→ **WHAT IS BEING ASKED**
Seek out every line containing the word "page", and copy each.

══ DATASET EXCERPT

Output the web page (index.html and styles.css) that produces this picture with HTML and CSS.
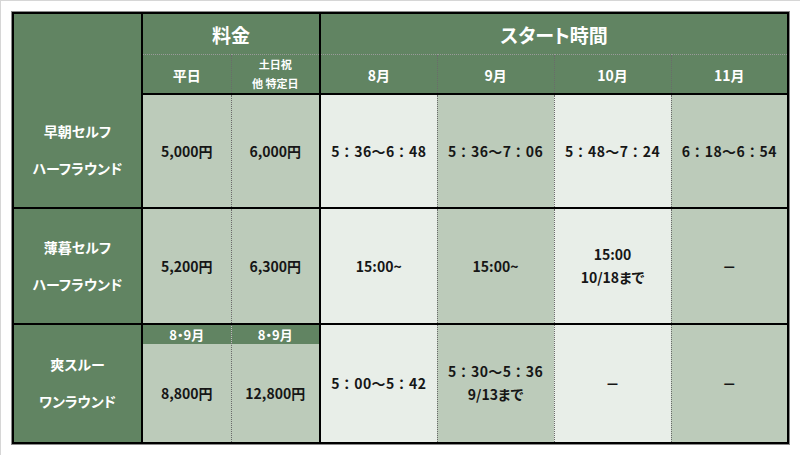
FILE: index.html
```html
<!DOCTYPE html>
<html lang="ja">
<head>
<meta charset="utf-8">
<title>料金・スタート時間</title>
<link rel="stylesheet" href="styles.css">
</head>
<body>
<div class="page">
  <table class="plan">
    <colgroup>
      <col class="c-label">
      <col class="c-price">
      <col class="c-price">
      <col class="c-month">
      <col class="c-month">
      <col class="c-month">
      <col class="c-month">
    </colgroup>
    <thead>
      <tr class="h1">
        <th class="corner" rowspan="2"></th>
        <th class="group sep-right" colspan="2">料金</th>
        <th class="group" colspan="4">スタート時間</th>
      </tr>
      <tr class="h2">
        <th class="sub">平日</th>
        <th class="sub small sep-right"><span>土日祝</span><span>他 特定日</span></th>
        <th class="sub">8月</th>
        <th class="sub">9月</th>
        <th class="sub">10月</th>
        <th class="sub">11月</th>
      </tr>
    </thead>
    <tbody>
      <tr class="r1">
        <th class="label"><span>早朝セルフ</span><span>ハーフラウンド</span></th>
        <td class="sage">5,000円</td>
        <td class="sage sep-right">6,000円</td>
        <td class="pale time">5：36～6：48</td>
        <td class="sage time">5：36～7：06</td>
        <td class="pale time">5：48～7：24</td>
        <td class="sage time">6：18～6：54</td>
      </tr>
      <tr class="r2">
        <th class="label"><span>薄暮セルフ</span><span>ハーフラウンド</span></th>
        <td class="sage">5,200円</td>
        <td class="sage sep-right">6,300円</td>
        <td class="pale">15:00~</td>
        <td class="sage">15:00~</td>
        <td class="pale two"><span>15:00</span><span>10/18まで</span></td>
        <td class="sage">－</td>
      </tr>
      <tr class="r3">
        <th class="label"><span>爽スルー</span><span>ワンラウンド</span></th>
        <td class="sage split"><div class="strip">8・9月</div><div class="val">8,800円</div></td>
        <td class="sage split sep-right"><div class="strip">8・9月</div><div class="val">12,800円</div></td>
        <td class="pale time">5：00～5：42</td>
        <td class="sage two"><span class="time">5：30～5：36</span><span>9/13まで</span></td>
        <td class="pale">－</td>
        <td class="sage">－</td>
      </tr>
    </tbody>
  </table>
</div>
</body>
</html>
```

FILE: styles.css
```css
html, body {
  margin: 0;
  padding: 0;
  background: #ffffff;
}

.page {
  box-sizing: border-box;
  width: 800px;
  height: 455px;
  border-top: 1px solid #d6d6d6;
  border-left: 1px solid #d6d6d6;
  padding: 11px 0 0 11px;
  font-family: "Noto Sans CJK JP", "Noto Sans", sans-serif;
  font-feature-settings: "palt";
  font-weight: 700;
  color: #161616;
}

.plan {
  border-collapse: collapse;
  table-layout: fixed;
  width: 775px;
  border: 2px solid #000;
  box-shadow: 0 0 0 1px #8a8a8a;
}

.c-label { width: 129px; }
.c-price { width: 89px; }
.c-month { width: 117px; }

.plan th,
.plan td {
  padding: 0;
  text-align: center;
  vertical-align: middle;
  border-left: 1px dotted #6a6a6a;
  border-right: 1px dotted #6a6a6a;
}

.plan thead th {
  background: #618462;
  color: #ffffff;
}

.corner {
  border-right: 2px solid #000 !important;
}

.h1 { height: 41px; }
.h1 .group {
  font-size: 19px;
  border-bottom: 1px dotted #9a9a9a;
  padding-top: 1px;
}

.h2 { height: 36px; }
.h2 .sub {
  font-size: 14px;
  border-top: 1px dotted #9a9a9a;
  border-bottom: 2px solid #000;
  padding-top: 3px;
}

.h2 .sub.small {
  font-size: 11px;
  line-height: 19px;
  padding-top: 0;
}

.h2 .sub.small span,
.label span,
.two span {
  display: block;
}

.sep-right {
  border-right: 2px solid #000 !important;
}

.plan tbody tr {
  border-bottom: 2px solid #000;
}

.r1 { height: 114px; }
.r2 { height: 116px; }
.r3 { height: 117px; }

.label {
  background: #618462;
  color: #ffffff;
  font-size: 14px;
  line-height: 37px;
  border-right: 2px solid #000 !important;
}

.plan td {
  font-size: 14px;
}

.time {
  font-feature-settings: normal;
  letter-spacing: 0.4px;
}

.sage { background: #bccbba; }
.pale { background: #e8eee8; }

.two span {
  line-height: 23px;
}

.split {
  vertical-align: top !important;
}

.split .strip {
  height: 19px;
  line-height: 19px;
  background: #618462;
  color: #ffffff;
  font-size: 13px;
}

.split .val {
  height: 98px;
  display: flex;
  align-items: center;
  justify-content: center;
}
```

════

→ **FINAL ANSWER**
Output the web page (index.html and styles.css) that produces this picture with HTML and CSS.
<div class="page">
.page {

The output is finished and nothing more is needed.